**Collected data:**
[start]

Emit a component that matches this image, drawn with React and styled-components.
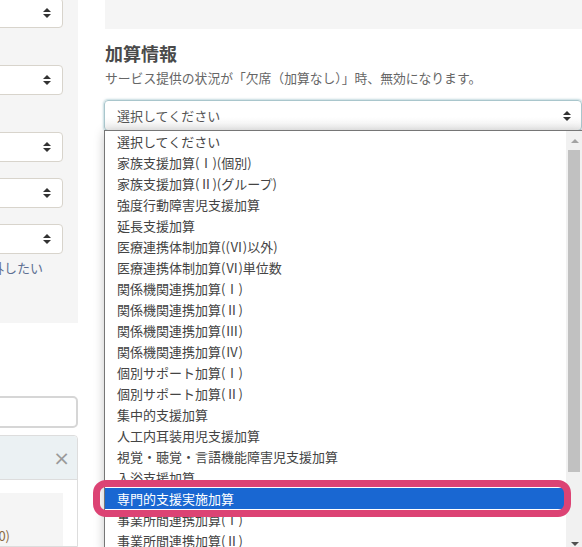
import React from 'react';
import styled, { createGlobalStyle } from 'styled-components';

const options = [
  '選択してください',
  '家族支援加算(Ⅰ)(個別)',
  '家族支援加算(Ⅱ)(グループ)',
  '強度行動障害児支援加算',
  '延長支援加算',
  '医療連携体制加算((Ⅵ)以外)',
  '医療連携体制加算(Ⅵ)単位数',
  '関係機関連携加算(Ⅰ)',
  '関係機関連携加算(Ⅱ)',
  '関係機関連携加算(Ⅲ)',
  '関係機関連携加算(Ⅳ)',
  '個別サポート加算(Ⅰ)',
  '個別サポート加算(Ⅱ)',
  '集中的支援加算',
  '人工内耳装用児支援加算',
  '視覚・聴覚・言語機能障害児支援加算',
  '入浴支援加算',
  '専門的支援実施加算',
  '事業所間連携加算(Ⅰ)',
  '事業所間連携加算(Ⅱ)'
];

const SELECTED = 17;

function Arrows() {
  return (
    <svg width="8" height="12" viewBox="0 0 8 12">
      <polygon points="0,5 4,1 8,5" fill="#333" />
      <polygon points="0,7 4,11 8,7" fill="#333" />
    </svg>
  );
}

export default function App() {
  return (
    <>
      <GlobalStyle />
      <Page>
        <LeftCol>
          <FilterPanel>
            <SmallSelect $mt={-2}><Arrows /></SmallSelect>
            <SmallSelect $mt={37}><Arrows /></SmallSelect>
            <SmallSelect $mt={37}><Arrows /></SmallSelect>
            <SmallSelect $mt={16}><Arrows /></SmallSelect>
            <SmallSelect $mt={16}><Arrows /></SmallSelect>
            <Note><span>集計から除外したい</span></Note>
          </FilterPanel>
          <SearchInput />
          <Card>
            <CardHeader>
              <Close>×</Close>
            </CardHeader>
            <CardBody>
              <GrayBox>
                <Count><span>合計（0)</span></Count>
              </GrayBox>
            </CardBody>
          </Card>
        </LeftCol>

        <RightCol>
          <TopBox />
          <Heading>加算情報</Heading>
          <Description>サービス提供の状況が「欠席（加算なし）」時、無効になります。</Description>
          <SelectWrap>
            <SelectControl>
              <span>選択してください</span>
              <Arrows />
            </SelectControl>
            <Dropdown>
              <OptionList>
                {options.map((o, i) => (
                  <Option key={o} $active={i === SELECTED}>{o}</Option>
                ))}
              </OptionList>
              <Scrollbar>
                <ScrollArrow $up />
                <Thumb />
                <ScrollArrow />
              </Scrollbar>
            </Dropdown>
            <Annotation />
          </SelectWrap>
        </RightCol>
      </Page>
    </>
  );
}

const GlobalStyle = createGlobalStyle`
  html, body {
    margin: 0;
    padding: 0;
    background: #ffffff;
    overflow: hidden;
  }
  body {
    font-family: "Noto Sans CJK JP", "Noto Sans", sans-serif;
    color: #555;
  }
`;

const Page = styled.div`
  display: grid;
  grid-template-columns: 78px 478px;
  column-gap: 26px;
  height: 547px;
  overflow: hidden;
`;

const LeftCol = styled.div`
  overflow: hidden;
  min-width: 0;
  display: flex;
  flex-direction: column;
`;

const FilterPanel = styled.div`
  background: #f5f5f5;
  height: 323px;
  padding-right: 15px;
  display: flex;
  flex-direction: column;
  flex-shrink: 0;
`;

const SmallSelect = styled.div`
  margin-top: ${p => p.$mt}px;
  margin-left: -40px;
  height: 28px;
  background: #fff;
  border: 1px solid #d8d4cc;
  border-radius: 4px;
  display: flex;
  align-items: center;
  justify-content: flex-end;
  padding-right: 11px;
  flex-shrink: 0;
`;

const Note = styled.div`
  display: flex;
  justify-content: flex-end;
  margin-top: 4px;
  margin-right: -15px;
  padding-right: 35px;
  font-size: 13px;
  line-height: 20px;
  color: #5d6f92;
  white-space: nowrap;
`;

const SearchInput = styled.div`
  margin-top: 73px;
  margin-left: -20px;
  height: 28px;
  border: 2px solid #d6d6d6;
  border-radius: 5px;
  background: #fff;
  flex-shrink: 0;
`;

const Card = styled.div`
  margin-top: 7px;
  margin-left: -20px;
  min-width: 0;
  border: 1px solid #dddddd;
  border-radius: 4px 4px 0 0;
  flex: 1;
  display: flex;
  flex-direction: column;
`;

const CardHeader = styled.div`
  height: 43px;
  background: #ebf1f3;
  border-bottom: 1px solid #dddddd;
  border-radius: 4px 4px 0 0;
  display: flex;
  align-items: center;
  justify-content: flex-end;
  padding-right: 7px;
`;

const Close = styled.span`
  font-family: "DejaVu Sans", sans-serif;
  font-size: 20px;
  line-height: 20px;
  color: #9a9a9a;
`;

const CardBody = styled.div`
  padding: 13px 14px 0 0;
  flex: 1;
  display: flex;
  min-width: 0;
`;

const GrayBox = styled.div`
  flex: 1;
  min-width: 0;
  background: #f5f5f5;
  display: flex;
  flex-direction: column;
  padding-top: 33px;
`;

const Count = styled.div`
  display: flex;
  justify-content: flex-end;
  padding-right: 53px;
  font-size: 13px;
  color: #8a6a44;
  white-space: nowrap;
`;

const RightCol = styled.div`
  display: flex;
  flex-direction: column;
`;

const TopBox = styled.div`
  height: 29px;
  margin-left: 1px;
  background: #f5f5f5;
`;

const Heading = styled.h3`
  margin: 13px 0 0 1px;
  font-size: 18px;
  line-height: 22px;
  font-weight: bold;
  color: #4a4a4a;
`;

const Description = styled.p`
  margin: 5px 0 0 1px;
  font-size: 12.8px;
  line-height: 18px;
  color: #666;
  white-space: nowrap;
`;

const SelectWrap = styled.div`
  position: relative;
  margin-top: 13px;
`;

const SelectControl = styled.div`
  height: 29px;
  border: 1px solid #a9c6cc;
  border-radius: 4px;
  box-shadow: 0 0 2px 1px rgba(150, 190, 198, 0.55);
  background: linear-gradient(#ffffff 55%, #efefef);
  display: flex;
  align-items: center;
  justify-content: space-between;
  padding: 0 10px 0 12px;
  font-size: 13px;
  color: #555;
  width: calc(100% - 24px);
`;

const Dropdown = styled.div`
  position: absolute;
  top: 30px;
  left: 0;
  width: 478px;
  height: 420px;
  background: #fff;
  border: 1px solid #767676;
  box-shadow: 0 2px 10px rgba(0, 0, 0, 0.22);
  display: flex;
  overflow: hidden;
`;

const OptionList = styled.ul`
  list-style: none;
  margin: 0;
  padding: 0;
  flex: 1;
`;

const Option = styled.li`
  height: 21px;
  line-height: 21px;
  padding-left: 12px;
  font-size: 13px;
  white-space: nowrap;
  color: ${p => (p.$active ? '#ffffff' : '#444')};
  background: ${p => (p.$active ? '#1967d2' : 'transparent')};
`;

const Scrollbar = styled.div`
  width: 17px;
  background: #f1f1f1;
  display: flex;
  flex-direction: column;
  align-items: center;
`;

const ScrollArrow = styled.div`
  flex-shrink: 0;
  width: 0;
  height: 0;
  margin: ${p => (p.$up ? '8px 0 7px' : '0')};
  border-left: 4px solid transparent;
  border-right: 4px solid transparent;
  ${p => (p.$up
    ? 'border-bottom: 4px solid #a3a3a3;'
    : 'border-top: 4px solid #505050;')}
`;

const Thumb = styled.div`
  width: 12px;
  height: 322px;
  background: #c1c1c1;
  margin-right: 1px;
  margin-bottom: 70px;
`;

const Annotation = styled.div`
  position: absolute;
  top: 380px;
  left: -11px;
  width: 464px;
  height: 23px;
  border: 7px solid #dc4374;
  border-radius: 13px;
  pointer-events: none;
`;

[end]

**What you need to do:** Write out the data precisely as given, excluding the pictures.

**Reply:**
Emit a component that matches this image, drawn with React and styled-components.
import React from 'react';
import styled, { createGlobalStyle } from 'styled-components';

const options = [
  '選択してください',
  '家族支援加算(Ⅰ)(個別)',
  '家族支援加算(Ⅱ)(グループ)',
  '強度行動障害児支援加算',
  '延長支援加算',
  '医療連携体制加算((Ⅵ)以外)',
  '医療連携体制加算(Ⅵ)単位数',
  '関係機関連携加算(Ⅰ)',
  '関係機関連携加算(Ⅱ)',
  '関係機関連携加算(Ⅲ)',
  '関係機関連携加算(Ⅳ)',
  '個別サポート加算(Ⅰ)',
  '個別サポート加算(Ⅱ)',
  '集中的支援加算',
  '人工内耳装用児支援加算',
  '視覚・聴覚・言語機能障害児支援加算',
  '入浴支援加算',
  '専門的支援実施加算',
  '事業所間連携加算(Ⅰ)',
  '事業所間連携加算(Ⅱ)'
];

const SELECTED = 17;

function Arrows() {
  return (
    <svg width="8" height="12" viewBox="0 0 8 12">
      <polygon points="0,5 4,1 8,5" fill="#333" />
      <polygon points="0,7 4,11 8,7" fill="#333" />
    </svg>
  );
}

export default function App() {
  return (
    <>
      <GlobalStyle />
      <Page>
        <LeftCol>
          <FilterPanel>
            <SmallSelect $mt={-2}><Arrows /></SmallSelect>
            <SmallSelect $mt={37}><Arrows /></SmallSelect>
            <SmallSelect $mt={37}><Arrows /></SmallSelect>
            <SmallSelect $mt={16}><Arrows /></SmallSelect>
            <SmallSelect $mt={16}><Arrows /></SmallSelect>
            <Note><span>集計から除外したい</span></Note>
          </FilterPanel>
          <SearchInput />
          <Card>
            <CardHeader>
              <Close>×</Close>
            </CardHeader>
            <CardBody>
              <GrayBox>
                <Count><span>合計（0)</span></Count>
              </GrayBox>
            </CardBody>
          </Card>
        </LeftCol>

        <RightCol>
          <TopBox />
          <Heading>加算情報</Heading>
          <Description>サービス提供の状況が「欠席（加算なし）」時、無効になります。</Description>
          <SelectWrap>
            <SelectControl>
              <span>選択してください</span>
              <Arrows />
            </SelectControl>
            <Dropdown>
              <OptionList>
                {options.map((o, i) => (
                  <Option key={o} $active={i === SELECTED}>{o}</Option>
                ))}
              </OptionList>
              <Scrollbar>
                <ScrollArrow $up />
                <Thumb />
                <ScrollArrow />
              </Scrollbar>
            </Dropdown>
            <Annotation />
          </SelectWrap>
        </RightCol>
      </Page>
    </>
  );
}

const GlobalStyle = createGlobalStyle`
  html, body {
    margin: 0;
    padding: 0;
    background: #ffffff;
    overflow: hidden;
  }
  body {
    font-family: "Noto Sans CJK JP", "Noto Sans", sans-serif;
    color: #555;
  }
`;

const Page = styled.div`
  display: grid;
  grid-template-columns: 78px 478px;
  column-gap: 26px;
  height: 547px;
  overflow: hidden;
`;

const LeftCol = styled.div`
  overflow: hidden;
  min-width: 0;
  display: flex;
  flex-direction: column;
`;

const FilterPanel = styled.div`
  background: #f5f5f5;
  height: 323px;
  padding-right: 15px;
  display: flex;
  flex-direction: column;
  flex-shrink: 0;
`;

const SmallSelect = styled.div`
  margin-top: ${p => p.$mt}px;
  margin-left: -40px;
  height: 28px;
  background: #fff;
  border: 1px solid #d8d4cc;
  border-radius: 4px;
  display: flex;
  align-items: center;
  justify-content: flex-end;
  padding-right: 11px;
  flex-shrink: 0;
`;

const Note = styled.div`
  display: flex;
  justify-content: flex-end;
  margin-top: 4px;
  margin-right: -15px;
  padding-right: 35px;
  font-size: 13px;
  line-height: 20px;
  color: #5d6f92;
  white-space: nowrap;
`;

const SearchInput = styled.div`
  margin-top: 73px;
  margin-left: -20px;
  height: 28px;
  border: 2px solid #d6d6d6;
  border-radius: 5px;
  background: #fff;
  flex-shrink: 0;
`;

const Card = styled.div`
  margin-top: 7px;
  margin-left: -20px;
  min-width: 0;
  border: 1px solid #dddddd;
  border-radius: 4px 4px 0 0;
  flex: 1;
  display: flex;
  flex-direction: column;
`;

const CardHeader = styled.div`
  height: 43px;
  background: #ebf1f3;
  border-bottom: 1px solid #dddddd;
  border-radius: 4px 4px 0 0;
  display: flex;
  align-items: center;
  justify-content: flex-end;
  padding-right: 7px;
`;

const Close = styled.span`
  font-family: "DejaVu Sans", sans-serif;
  font-size: 20px;
  line-height: 20px;
  color: #9a9a9a;
`;

const CardBody = styled.div`
  padding: 13px 14px 0 0;
  flex: 1;
  display: flex;
  min-width: 0;
`;

const GrayBox = styled.div`
  flex: 1;
  min-width: 0;
  background: #f5f5f5;
  display: flex;
  flex-direction: column;
  padding-top: 33px;
`;

const Count = styled.div`
  display: flex;
  justify-content: flex-end;
  padding-right: 53px;
  font-size: 13px;
  color: #8a6a44;
  white-space: nowrap;
`;

const RightCol = styled.div`
  display: flex;
  flex-direction: column;
`;

const TopBox = styled.div`
  height: 29px;
  margin-left: 1px;
  background: #f5f5f5;
`;

const Heading = styled.h3`
  margin: 13px 0 0 1px;
  font-size: 18px;
  line-height: 22px;
  font-weight: bold;
  color: #4a4a4a;
`;

const Description = styled.p`
  margin: 5px 0 0 1px;
  font-size: 12.8px;
  line-height: 18px;
  color: #666;
  white-space: nowrap;
`;

const SelectWrap = styled.div`
  position: relative;
  margin-top: 13px;
`;

const SelectControl = styled.div`
  height: 29px;
  border: 1px solid #a9c6cc;
  border-radius: 4px;
  box-shadow: 0 0 2px 1px rgba(150, 190, 198, 0.55);
  background: linear-gradient(#ffffff 55%, #efefef);
  display: flex;
  align-items: center;
  justify-content: space-between;
  padding: 0 10px 0 12px;
  font-size: 13px;
  color: #555;
  width: calc(100% - 24px);
`;

const Dropdown = styled.div`
  position: absolute;
  top: 30px;
  left: 0;
  width: 478px;
  height: 420px;
  background: #fff;
  border: 1px solid #767676;
  box-shadow: 0 2px 10px rgba(0, 0, 0, 0.22);
  display: flex;
  overflow: hidden;
`;

const OptionList = styled.ul`
  list-style: none;
  margin: 0;
  padding: 0;
  flex: 1;
`;

const Option = styled.li`
  height: 21px;
  line-height: 21px;
  padding-left: 12px;
  font-size: 13px;
  white-space: nowrap;
  color: ${p => (p.$active ? '#ffffff' : '#444')};
  background: ${p => (p.$active ? '#1967d2' : 'transparent')};
`;

const Scrollbar = styled.div`
  width: 17px;
  background: #f1f1f1;
  display: flex;
  flex-direction: column;
  align-items: center;
`;

const ScrollArrow = styled.div`
  flex-shrink: 0;
  width: 0;
  height: 0;
  margin: ${p => (p.$up ? '8px 0 7px' : '0')};
  border-left: 4px solid transparent;
  border-right: 4px solid transparent;
  ${p => (p.$up
    ? 'border-bottom: 4px solid #a3a3a3;'
    : 'border-top: 4px solid #505050;')}
`;

const Thumb = styled.div`
  width: 12px;
  height: 322px;
  background: #c1c1c1;
  margin-right: 1px;
  margin-bottom: 70px;
`;

const Annotation = styled.div`
  position: absolute;
  top: 380px;
  left: -11px;
  width: 464px;
  height: 23px;
  border: 7px solid #dc4374;
  border-radius: 13px;
  pointer-events: none;
`;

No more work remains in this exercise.